Certainly when you're talking about Petarch and Spenser, that's getting much more into courtly love conventions than chivalry. I would say even Chaucer changed "the game" since his Troilus successfully sleeps with the girl too.
 
nbcrusader said:
"afraid of commitment" gives this guy too much credit to begin with. Sounds like he is just engaging in real surface level relationships for fun - not really concerned about the person(s) on the other side.

I agree

Some men really like the ego boost of a woman being interested in them, thus they will stay involved w/ her in whatever way to keep that going even when they have no genuine, honest interest in her. If the woman develops feelings for that kind of guy, she will always end up hurt in one way or another. So consider the ego boost for the guy of doing that with many women- these types of guys are more concerned w/ themselves than the feelings of others or they would never be doing that.

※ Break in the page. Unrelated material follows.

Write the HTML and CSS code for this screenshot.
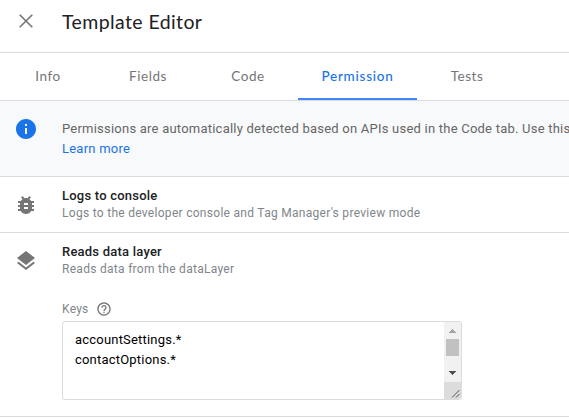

I would never fault your sister for feeling hurt or for any interest in/feelings she has for this guy, unfortunately that happens to even the best, sweetest, most intelligent, whatever you want to say types of women. I know it's a cliche but the best thing for her to do is take it as a lesson and move on, and to not beat herself up over it.
 
AvsGirl41 said:

But there's a question of how platonic it really was--was it a poetic disguise of shameless adultery? Historians disagree on that, as to if anyone ever followed the ideals. Chivalry was often a disguise for savage self interest. (Eric Mallin wrote a big essay on this, excellent read.)

Too true. At least shameless adultery isn't fashionable right now, or at least I'd like to think it isn't, but maybe that'd be idealising/romanticising the present just as much as the past. Such is the problem with ideals, I suppose. I try to give people benefit of the doubt as much as possible, in any case. I'll check out that essay if UWO has it available amongst their online resources.